After the Australian Story episode, “in which he blamed and defamed me”, she claims a story was leaked that her daughter had contacted the governor-general’s office to apologise for her conduct. Heinrich says it was his office that initiated contact. Her indignation, her fury, her determination to have Hollingworth held accountable is clear down the phone line.
It is expected to be a couple of months before the church board comes down with a decision.
Defrocking would be a big symbolic win for her, but what about the money?
Former governors-general receive a lifetime pension, set at 60 per cent of the salary of the chief justice of the High Court, now worth $357,000 a year, plus staff and travel entitlements that lift the cost to the taxpayer to about $600,000. A surviving spouse also receives a pension.
In 2018, a broad coalition of sexual abuse survivor groups wrote to then prime minister Scott Morrison urging him to strip Hollingworth of his taxpayer-funded pension and entitlements. Nothing happened.
On Thursday this week, Greens Justice spokesman David Shoebridge gave notice that he would reintroduce a bill first brought to parliament in November 2019 by then senator Rachel Siewert and never debated. Known as the Governor-General Amendment (Cessation of Allowances in the Public Interest) Bill, it was intended “to stop paying standard allowances to former Governors-General, and their spouses, when they have engaged in serious misconduct”, which would include not only actions taken but also the failure to act.

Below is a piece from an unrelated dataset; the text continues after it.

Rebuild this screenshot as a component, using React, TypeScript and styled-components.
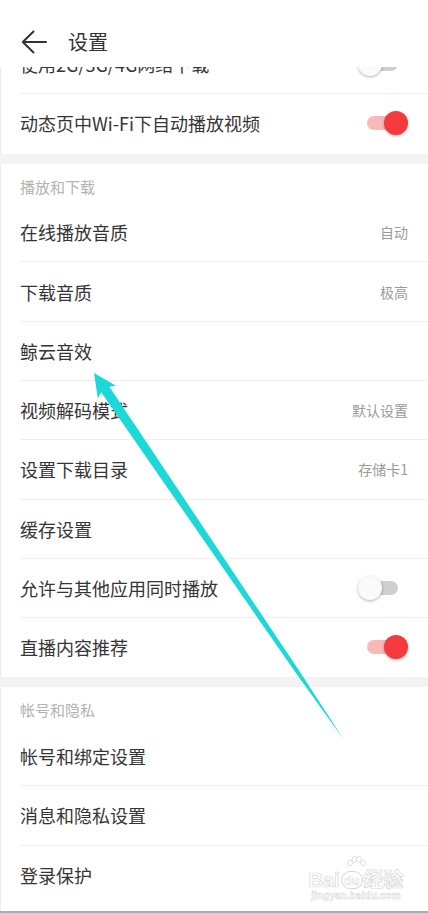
import React from "react";
import styled, { createGlobalStyle } from "styled-components";

const GlobalStyle = createGlobalStyle`
  html, body { margin: 0; padding: 0; background: #fff; }
  body { font-family: "Noto Sans CJK SC", "Noto Sans", sans-serif; }
  * { box-sizing: border-box; }
`;

const Page = styled.div`
  position: relative;
  width: 428px;
  height: 913px;
  overflow: hidden;
  background: #fff;
  display: flex;
  flex-direction: column;
  box-shadow: inset 1px 0 0 #ececec;
`;

const Header = styled.header`
  position: relative;
  z-index: 2;
  flex: none;
  height: 67px;
  padding-top: 16px;
  display: flex;
  align-items: center;
  background: #fff;
`;

const BackIcon = styled.svg`
  margin-left: 21px;
  flex: none;
`;

const Title = styled.h1`
  margin: 0 0 0 21px;
  font-size: 20px;
  font-weight: 400;
  color: #333;
  line-height: 24px;
`;

const List = styled.div`
  margin-top: -32px;
  display: flex;
  flex-direction: column;
`;

const Row = styled.div<{ $divider?: boolean }>`
  flex: none;
  height: 59.3px;
  margin-left: 20px;
  padding-right: 20px;
  display: flex;
  align-items: center;
  border-bottom: 1px solid ${(p) => (p.$divider ? "#efefef" : "transparent")};
`;

const Label = styled.span`
  font-size: 18px;
  color: #353535;
  line-height: 24px;
  white-space: nowrap;
`;

const Value = styled.span`
  margin-left: auto;
  font-size: 14px;
  color: #9a9a9a;
  line-height: 20px;
`;

const Band = styled.div`
  flex: none;
  height: 10px;
  background: #f3f3f3;
`;

const SectionTitle = styled.div`
  flex: none;
  height: 39.5px;
  padding: 14px 20px 0;
  font-size: 15px;
  line-height: 18px;
  color: #b2b2b2;
`;

const SwitchBox = styled.div`
  position: relative;
  flex: none;
  margin-left: auto;
  width: 50px;
  height: 24px;
`;

const Track = styled.div<{ $on: boolean }>`
  position: absolute;
  left: 9px;
  top: 5px;
  width: 31px;
  height: 14px;
  border-radius: 7px;
  background: ${(p) => (p.$on ? "#f9b9b9" : "#cfcfcf")};
`;

const Knob = styled.div<{ $on: boolean }>`
  position: absolute;
  top: 0;
  left: ${(p) => (p.$on ? "26px" : "0")};
  width: 24px;
  height: 24px;
  border-radius: 50%;
  background: ${(p) => (p.$on ? "#f43a3a" : "#fafafa")};
  box-shadow: 0 1px 3px rgba(0, 0, 0, 0.3);
`;

const Spacer = styled.div`
  flex: 1;
`;

const BottomLine = styled.div`
  flex: none;
  height: 2px;
  background: #a3adb7;
`;

const Overlay = styled.svg`
  position: absolute;
  left: 0;
  top: 0;
  pointer-events: none;
  z-index: 3;
`;

const Watermark = styled.div`
  position: absolute;
  left: 308px;
  top: 856px;
  width: 96px;
  display: flex;
  flex-direction: column;
  align-items: center;
  pointer-events: none;
  z-index: 3;
`;

const MarkLine = styled.div`
  display: flex;
  align-items: center;
  gap: 1px;
  font-family: "Liberation Sans", "Noto Sans CJK SC", sans-serif;
  font-size: 20px;
  line-height: 20px;
  font-weight: 700;
  color: #fff;
  -webkit-text-stroke: 0.7px #d6d6d6;
`;

const DuBadge = styled.span`
  display: inline-flex;
  align-items: center;
  justify-content: center;
  width: 22px;
  height: 18px;
  border-radius: 9px;
  border: 1px solid #d6d6d6;
  font-size: 13px;
  line-height: 13px;
  -webkit-text-stroke: 0.5px #d6d6d6;
`;

const MarkSub = styled.div`
  font-family: "Liberation Sans", sans-serif;
  font-size: 10px;
  line-height: 12px;
  font-weight: 700;
  color: #fff;
  -webkit-text-stroke: 0.5px #d6d6d6;
  letter-spacing: 0.1px;
`;

const Switch = ({ on }: { on: boolean }) => (
  <SwitchBox>
    <Track $on={on} />
    <Knob $on={on} />
  </SwitchBox>
);

type Item = { label: string; value?: string; toggle?: boolean };

const top: Item[] = [
  { label: "使用2G/3G/4G网络下载", toggle: false },
  { label: "动态页中Wi-Fi下自动播放视频", toggle: true },
];

const play: Item[] = [
  { label: "在线播放音质", value: "自动" },
  { label: "下载音质", value: "极高" },
  { label: "鲸云音效" },
  { label: "视频解码模式", value: "默认设置" },
  { label: "设置下载目录", value: "存储卡1" },
  { label: "缓存设置" },
  { label: "允许与其他应用同时播放", toggle: false },
  { label: "直播内容推荐", toggle: true },
];

const account: Item[] = [
  { label: "帐号和绑定设置" },
  { label: "消息和隐私设置" },
  { label: "登录保护" },
];

const Rows = ({ items }: { items: Item[] }) => (
  <>
    {items.map((it, i) => (
      <Row key={it.label} $divider={i < items.length - 1}>
        <Label>{it.label}</Label>
        {it.value && <Value>{it.value}</Value>}
        {it.toggle !== undefined && <Switch on={it.toggle} />}
      </Row>
    ))}
  </>
);

export default function App() {
  return (
    <>
      <GlobalStyle />
      <Page>
        <Header>
          <BackIcon width="26" height="24" viewBox="0 0 26 24" fill="none">
            <path
              d="M25 12H2.5M12.5 1.5L1.8 12L12.5 22.5"
              stroke="#333"
              strokeWidth="2"
              strokeLinecap="round"
              strokeLinejoin="round"
            />
          </BackIcon>
          <Title>设置</Title>
        </Header>
        <List>
          <Rows items={top} />
          <Band />
          <SectionTitle>播放和下载</SectionTitle>
          <Rows items={play} />
          <Band />
          <SectionTitle>帐号和隐私</SectionTitle>
          <Rows items={account} />
        </List>
        <Spacer />
        <BottomLine />
        <Watermark>
          <svg width="24" height="14" viewBox="0 0 24 14" fill="#fff" stroke="#d6d6d6" strokeWidth="0.8">
            <ellipse cx="6" cy="7" rx="2.4" ry="3" />
            <ellipse cx="10.5" cy="3.5" rx="2.4" ry="3" />
            <ellipse cx="15" cy="3.5" rx="2.4" ry="3" />
            <ellipse cx="19" cy="7" rx="2.4" ry="3" />
          </svg>
          <MarkLine>
            Bai<DuBadge>du</DuBadge>经验
          </MarkLine>
          <MarkSub>jingyan.baidu.com</MarkSub>
        </Watermark>
        <Overlay width="428" height="913" viewBox="0 0 428 913">
          <polygon
            points="94,373 116,385.8 109.4,386.7 298.4,669.6 344,740 295,671.8 101.2,392.3 97.8,398.2"
            fill="#1cd8d8"
          />
        </Overlay>
      </Page>
    </>
  );
}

“No one, whatever their current or former role, is entitled to a blank cheque payable each year by the public regardless of their conduct,” Shoebridge says. “We have seen how politicised the office of the governor-general can be and it is an appropriate response to seek to ensure this office is not above the law and basic decency.
“The Anglican Church inquiry into former governor-general Peter Hollingworth will conclude this week so it’s timely to have this bill ready to close this accountability loophole.”
Beth Heinrich’s story offers a powerful argument for its passage.